Supplements: What are the extras?
- Scene Explorations – The making of three iconic scenes from the film including the Tyler house massacre, Jason’s abduction and Adelaide’s underground flashback.
- Seven Second Massacre
- It’s a Trap
- I Just Want My Little Girl Back
- The Duality of Us – Jordan Peele goes in-depth on some of the key themes and imagery in Us – including Doppelgängers, Hands Across America, The Nutcracker dance scene, rabbits and the infamous 11:11 coincidence.
- The Monsters Within Us – Examine how the great cast were able to find their characters, whether they were playing one of the Wilsons or their sinister doppelgängers.
- Tethered Together: Making Us Twice – Making of a movie is hard. Making a movie where all the main cast play dual roles can be downright mind-bending. In this piece, filmmakers, cast, and crew discuss some of the technical challenges to making the film, as well as some of the design choices for the characters.
- Redefining a Genre: Jordan Peele’s Brand of Horror – In the space of two films, Jordan Peele has set himself apart as an invaluable artistic voice. Hear cast and filmmakers highlight what makes him so unique, as well as Jordan’s own thoughts on his inspirations and the relationship between horror and comedy.

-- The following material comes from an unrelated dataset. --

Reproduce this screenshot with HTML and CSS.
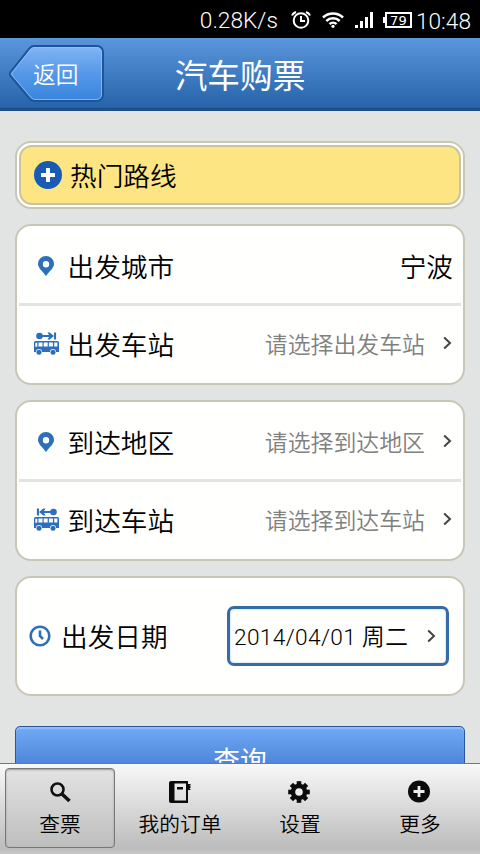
FILE: index.html
```html
<!DOCTYPE html>
<html lang="zh-CN">
<head>
<meta charset="utf-8">
<title>汽车购票</title>
<link rel="stylesheet" href="styles.css">
</head>
<body>
<svg class="defs" width="0" height="0">
  <symbol id="pin" viewBox="0 0 16 20"><path fill-rule="evenodd" d="M8 0a8 8 0 0 0-8 8c0 4 4.400 7 8 12 3.600-5 8-8 8-12a8 8 0 0 0-8-8zm0 5a3.200 3.200 0 1 1 0 6.400A3.200 3.200 0 0 1 8 5z"/></symbol>
  <symbol id="bus" viewBox="0 0 25 14"><path fill-rule="evenodd" d="M1.500 0h22a1.500 1.500 0 0 1 1.500 1.500V11h-3a3 3 0 0 0-6 0H8a3 3 0 0 0-6 0H0V1.500A1.500 1.500 0 0 1 1.500 0zM1.300 1.800v4h2v-4zM4.500 1.500v4h4v-4zm5.200 0v4h4v-4zm5.200 0v4h4v-4zm5.300 0v4h3.200v-4z"/><circle cx="5" cy="11.300" r="2.500"/><circle cx="19" cy="11.300" r="2.500"/></symbol>
  <symbol id="route" viewBox="0 0 21 8"><circle cx="3.500" cy="4" r="3.300"/><path d="M5 3h8L11.500 .5h2.200L18 4l-4.300 3.500h-2.200L13 5H5zM18 .5h2.100v7H18z"/></symbol>
  <symbol id="chevron" viewBox="0 0 9 14"><path d="M1.200 1.500 7 7l-5.800 5.500" fill="none" stroke="currentColor" stroke-width="2"/></symbol>
</svg>
<div class="status">
  <span class="speed">0.28K/s</span>
  <svg class="alarm" width="20" height="18" viewBox="0 0 20 18" fill="none" stroke="#fff" stroke-width="2"><circle cx="10" cy="9.500" r="7.300"/><path d="M10 5v5h4M1 4.500Q2 2 5 1M19 4.500Q18 2 15 1"/></svg>
  <svg class="wifi" width="22" height="16" viewBox="0 0 22 16" fill="none" stroke="#fff" stroke-width="2.500"><path d="M1 5.500a14.500 14.500 0 0 1 20 0M4.300 9a9.700 9.700 0 0 1 13.400 0M7.500 12.200a5 5 0 0 1 7 0"/><circle cx="11" cy="14.300" r="1.600" fill="#fff" stroke="none"/></svg>
  <svg class="signal" width="19" height="16" viewBox="0 0 19 16" fill="#fff"><path d="M0 13h3v3H0zM5 9h3v7H5zM10 5h3v11h-3zM15 0h3v16h-3z"/></svg>
  <span class="battery">79</span>
  <span class="time">10:48</span>
</div>
<header class="header">
  <div class="back">
    <svg class="back-shape" width="97" height="60" viewBox="0 0 97 60">
      <defs><linearGradient id="bg" x1="0" y1="0" x2="0" y2="1"><stop offset="0" stop-color="#83b5f4"/><stop offset=".5" stop-color="#5598e9"/><stop offset="1" stop-color="#3785dc"/></linearGradient></defs>
      <path d="M25 2h63a6 6 0 0 1 6 6v43a6 6 0 0 1-6 6H26q-3 0-5-2L1.500 32q-1.500-2 0-4L20 5q2-3 5-3z" fill="url(#bg)" stroke="#1c559b" stroke-width="2"/>
      <path d="M25.500 3.500H87a5 5 0 0 1 5.500 5v42a5 5 0 0 1-5.500 5H26q-2 0-4-2L3 31q-1-1 0-2L21 6q2-2.500 4.500-2.500z" fill="none" stroke="#9cc4f6" stroke-opacity=".7"/>
    </svg>
    <span class="back-label">返回</span>
  </div>
  <h1 class="title">汽车购票</h1>
</header>
<main class="main">
  <section class="card hot">
    <div class="hot-inner">
      <svg width="28" height="28" viewBox="0 0 28 28"><circle cx="14" cy="14" r="14" fill="#185bb4"/><path d="M14 7v14M7 14h14" stroke="#fff" stroke-width="4"/></svg>
      <span>热门路线</span>
    </div>
  </section>
  <section class="card">
    <div class="row"><span class="icon"><svg width="16" height="20"><use href="#pin"/></svg></span><span class="label">出发城市</span><span class="city">宁波</span></div>
    <div class="row"><span class="icon station"><svg class="route" width="21" height="8"><use href="#route"/></svg><svg width="25" height="14"><use href="#bus"/></svg></span><span class="label">出发车站</span><span class="hint">请选择出发车站</span><svg class="chev" width="9" height="14"><use href="#chevron"/></svg></div>
  </section>
  <section class="card">
    <div class="row"><span class="icon"><svg width="16" height="20"><use href="#pin"/></svg></span><span class="label">到达地区</span><span class="hint">请选择到达地区</span><svg class="chev" width="9" height="14"><use href="#chevron"/></svg></div>
    <div class="row"><span class="icon station"><svg class="route flip" width="21" height="8"><use href="#route"/></svg><svg width="25" height="14"><use href="#bus"/></svg></span><span class="label">到达车站</span><span class="hint">请选择到达车站</span><svg class="chev" width="9" height="14"><use href="#chevron"/></svg></div>
  </section>
  <section class="card date-card">
    <svg class="clock" width="22" height="22" viewBox="0 0 22 22" fill="none" stroke="#2e6fb9"><circle cx="11" cy="11" r="9.300" stroke-width="2.600"/><path d="M11 5.500V11l3 3" stroke-width="2.600"/></svg>
    <span class="label">出发日期</span>
    <div class="date"><span>2014/04/01 周二</span><svg class="chev" width="9" height="14"><use href="#chevron"/></svg></div>
  </section>
  <div class="query">查询</div>
</main>
<nav class="nav">
  <div class="tab active"><svg width="24" height="24" viewBox="0 0 24 24" fill="none" stroke="#111"><circle cx="9.500" cy="9.500" r="6" stroke-width="2.600"/><path d="m14 14 7.500 7" stroke-width="3.600"/></svg><span>查票</span></div>
  <div class="tab"><svg width="24" height="24" viewBox="0 0 24 24"><path fill-rule="evenodd" d="M3 1h17v3h2.500v1.500h-1L23 7l-1.500 1.500L23 10h-3v13H3q-2 0-2-2V3q0-2 2-2zm3.500 2.500v17h11.500V3.500zM9 7h6v2.500H9z" fill="#0b0b0b"/></svg><span>我的订单</span></div>
  <div class="tab"><svg width="24" height="24" viewBox="0 0 24 24"><g transform="translate(11 12)" fill="#0b0b0b"><path id="tooth" d="M-2.300-10.800h4.600V10.800h-4.600z"/><use href="#tooth" transform="rotate(45)"/><use href="#tooth" transform="rotate(90)"/><use href="#tooth" transform="rotate(135)"/><circle r="8.300"/><circle r="3.800" fill="#ececec"/></g></svg><span>设置</span></div>
  <div class="tab"><svg width="24" height="24" viewBox="0 0 24 24"><circle cx="11" cy="11.500" r="11" fill="#0b0b0b"/><path d="M11 6v11M5.500 11.500h11" stroke="#eee" stroke-width="2.800"/></svg><span>更多</span></div>
</nav>
</body>
</html>
```

FILE: styles.css
```css
* { box-sizing: border-box; }
body {
  margin: 0;
  height: 854px;
  overflow: hidden;
  display: flex;
  flex-direction: column;
  background: #e2e4e4;
  color: #000;
  font-family: Roboto, "Noto Sans CJK SC", sans-serif;
  font-weight: 350;
  font-size: 26.67px;
}
svg { display: block; flex: none; }
.defs { position: absolute; }
.status {
  height: 38px;
  flex: none;
  background: #000;
  color: #fff;
  display: flex;
  align-items: center;
  justify-content: flex-end;
  padding-right: 9px;
  font-size: 22.7px;
}
.speed { margin-right: 13px; padding-top: 2px; }
.alarm { margin-right: 11px; }
.wifi { margin-right: 11px; }
.signal { margin-right: 11px; }
.status svg, .battery { position: relative; top: 1px; }
.battery {
  width: 27px;
  height: 16px;
  border: 2px solid #fff;
  font: 13px/13px "DejaVu Sans", sans-serif;
  text-align: center;
  margin-right: 4px;
}
.battery::before {
  content: "";
  position: absolute;
  left: -4px;
  top: 3px;
  width: 2px;
  height: 6px;
  background: #fff;
}
.time { padding-top: 4px; }
.header {
  height: 73px;
  flex: none;
  display: grid;
  grid-template-columns: 167px 146px 1fr;
  background: linear-gradient(#5b96dc, #2663a9);
  border-bottom: 3px solid #1e4f86;
  color: #fff;
}
.back { display: grid; padding: 6px 0 0 9px; }
.back-shape, .back-label { grid-area: 1 / 1; }
.back-label { font-size: 22.7px; line-height: 60px; padding: 2px 0 0 24px; }
.title { margin: 0; font-size: 32.7px; font-weight: 400; line-height: 79px; height: 70px; text-align: center; white-space: nowrap; }
.main { flex: 1; min-height: 0; overflow: hidden; padding: 30px 15px 0; display: flex; flex-direction: column; }
.card {
  flex: none;
  background: #fffffe;
  border: 2px solid #c9c6b5;
  border-radius: 16px;
  padding: 0 2px;
  margin-bottom: 15px;
  height: 161px;
}
.card.hot { height: 68px; padding: 2px; }
.hot-inner {
  height: 60px;
  border: 2px solid #c9c3a0;
  border-radius: 13px;
  background: #fee583;
  display: flex;
  align-items: center;
  padding-left: 13px;
  gap: 8px;
}
.hot-inner span { padding-bottom: 2px; }
.row { height: 75px; display: flex; align-items: center; padding-right: 8px; }
.row:first-child { height: 80px; padding-top: 2px; border-bottom: 3px solid #e3e3e3; }
.icon { width: 48.5px; padding-left: 19px; fill: #2e6fb9; }
.station { padding-left: 15px; }
.route { margin: 0 0 1px 2px; }
.flip { transform: scaleX(-1); }
.label { flex: 1; padding-bottom: 1px; }
.hint { color: #808080; font-size: 22.9px; margin-right: 18px; padding-bottom: 2px; }
.chev { color: #444; margin-bottom: 1px; }
.row .chev { margin-right: 1px; }
.date-card { height: 120px; display: flex; align-items: center; padding: 0 14px 0 12px; }
.date-card .label { padding-bottom: 2px; }
.clock { margin-right: 10px; }
.date {
  width: 222px;
  height: 60px;
  border: 3px solid #386aa4;
  border-radius: 7px;
  box-shadow: inset 0 0 3px #bcd3ef;
  display: flex;
  align-items: center;
  justify-content: space-between;
  padding: 0 10px 0 4px;
  font-size: 22.7px;
  letter-spacing: 0.35px;
  white-space: nowrap;
}
.date span { padding-bottom: 2px; }
.date .chev { margin-bottom: 0; }
.query {
  flex: none;
  height: 66px;
  border: 1.500px solid #28569c;
  border-radius: 5px;
  background: linear-gradient(#72a9f7, #336bc2);
  box-shadow: inset 0 2px 1px #94bdf8;
  color: #fff;
  font-weight: 400;
  line-height: 68px;
  text-align: center;
  margin-top: 15px;
}
.nav {
  height: 91px;
  flex: none;
  border-top: 1px solid #777;
  background: linear-gradient(#f8f8f8, #bcbcbc 94%, #c8c8c8);
  display: grid;
  grid-template-columns: repeat(4, 1fr);
  padding-top: 4px;
}
.tab {
  height: 80px;
  margin: 0 5px;
  display: flex;
  flex-direction: column;
  align-items: center;
  padding-top: 12px;
  font-size: 20.7px;
  line-height: 43px;
  white-space: nowrap;
}
.active { border: 1px solid #777; border-radius: 4px; background: linear-gradient(#e3e3e3, #bebebe); padding-top: 11px; box-shadow: inset 0 1px 2px #999; }
```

- Becoming Red – Using behind-the-scenes footage from between takes, we take a closer look at Lupita Nyong’o’s intense and mesmerizing performance as “Red.”
- Deleted Scenes
- I Am Not Even Near You
- Rabbit Season
- That’s Badass
- The P is Silent
- I Wanna Go Home
- We’re All Dying – Hilarious outtakes from the conversation between Winston Duke and Tim Heidecker on the beach.
- As Above, So Below: Grand Pas de Deux – An extended version of the dance sequence from the film, cutting between adolescent Adelaide at her recital to Red in the Underpass.
The Bottom Line
Fans of psychological horror will no doubt be in heaven while watching this. I found Get Out a bit more interesting, but this one tended to stay with me longer. Universal’s disc both looks and sounds great and offers a bevy of supplements that’s sure to please. This is an easy recommendation.